Étienne Mantoux (5 February 1913 – 29 April 1945) was a French economist, born in Paris. He was the son of Paul Mantoux. He is probably best known for his book The Carthaginian Peace, or the Economic Consequences of Mr. Keynes published two years after it was completed and one year after his death. In it, he sought to demonstrate that much of John Maynard Keynes' beliefs about the consequences of the Treaty of Versailles for Germany as expressed in The Economic Consequences of the Peace were wrong.

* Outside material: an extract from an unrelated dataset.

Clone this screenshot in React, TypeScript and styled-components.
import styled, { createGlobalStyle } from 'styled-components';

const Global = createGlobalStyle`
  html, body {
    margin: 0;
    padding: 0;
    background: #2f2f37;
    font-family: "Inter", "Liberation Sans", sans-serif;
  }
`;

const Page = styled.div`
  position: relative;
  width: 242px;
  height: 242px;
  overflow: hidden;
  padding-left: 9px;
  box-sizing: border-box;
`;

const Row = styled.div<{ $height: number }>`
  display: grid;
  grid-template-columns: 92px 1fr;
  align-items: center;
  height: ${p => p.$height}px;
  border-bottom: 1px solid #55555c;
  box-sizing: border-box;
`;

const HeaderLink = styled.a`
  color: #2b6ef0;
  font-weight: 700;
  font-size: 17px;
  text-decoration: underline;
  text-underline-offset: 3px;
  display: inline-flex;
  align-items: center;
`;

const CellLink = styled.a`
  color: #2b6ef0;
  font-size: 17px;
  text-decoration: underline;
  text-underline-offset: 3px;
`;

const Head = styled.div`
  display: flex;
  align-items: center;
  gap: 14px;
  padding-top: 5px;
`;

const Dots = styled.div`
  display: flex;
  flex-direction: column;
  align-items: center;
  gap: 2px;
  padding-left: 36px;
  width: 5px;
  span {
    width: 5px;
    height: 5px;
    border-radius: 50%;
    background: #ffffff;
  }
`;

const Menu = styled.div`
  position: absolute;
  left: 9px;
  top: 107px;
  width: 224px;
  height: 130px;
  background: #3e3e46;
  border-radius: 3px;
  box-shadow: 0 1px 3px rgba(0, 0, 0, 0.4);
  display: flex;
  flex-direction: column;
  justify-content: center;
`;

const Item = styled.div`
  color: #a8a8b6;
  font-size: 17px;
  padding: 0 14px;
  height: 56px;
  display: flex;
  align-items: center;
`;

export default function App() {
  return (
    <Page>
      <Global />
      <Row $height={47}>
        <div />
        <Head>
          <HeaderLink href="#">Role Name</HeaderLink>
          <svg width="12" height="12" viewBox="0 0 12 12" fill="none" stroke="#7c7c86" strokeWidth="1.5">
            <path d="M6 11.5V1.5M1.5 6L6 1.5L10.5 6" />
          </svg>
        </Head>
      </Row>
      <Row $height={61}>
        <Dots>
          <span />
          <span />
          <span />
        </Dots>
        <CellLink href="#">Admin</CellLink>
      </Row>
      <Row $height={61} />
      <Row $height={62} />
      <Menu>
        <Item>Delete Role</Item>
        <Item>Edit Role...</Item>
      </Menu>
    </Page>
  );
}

In opposition to Keynes he held that justice demanded that Germany should have paid for the whole damage caused by World War I, and he set out to prove that many of Keynes' forecasts were not verified by subsequent events. For example, Keynes believed European output in iron would decrease but by 1929 iron output in Europe was up 10% from the 1913 figure. Keynes predicted that German iron and steel output would decrease but by 1927 steel output increased by 30% and iron output increased by 38% from 1913 (within the pre-war borders). Keynes also argued that German coal mining efficiency would decrease but labour efficiency by 1929 had increased on the 1913 figure by 30%. Keynes contended that Germany would be unable to export coal immediately after the Treaty but German net coal exports were 15 million tons within a year and by 1926 the tonnage exported reached 35 million. He also put forward the claim that German national savings in the years after the Treaty would be less than 2 billion marks: however in 1925 the German national savings figure was estimated at 6.4 billion marks and in 1927 7.6 billion marks. Keynes also believed that Germany would be unable to pay the 2 billion marks-plus in reparations for the next 30 years, but Mantoux contends that German rearmament spending was seven times as much as that figure in each year between 1933 and 1939.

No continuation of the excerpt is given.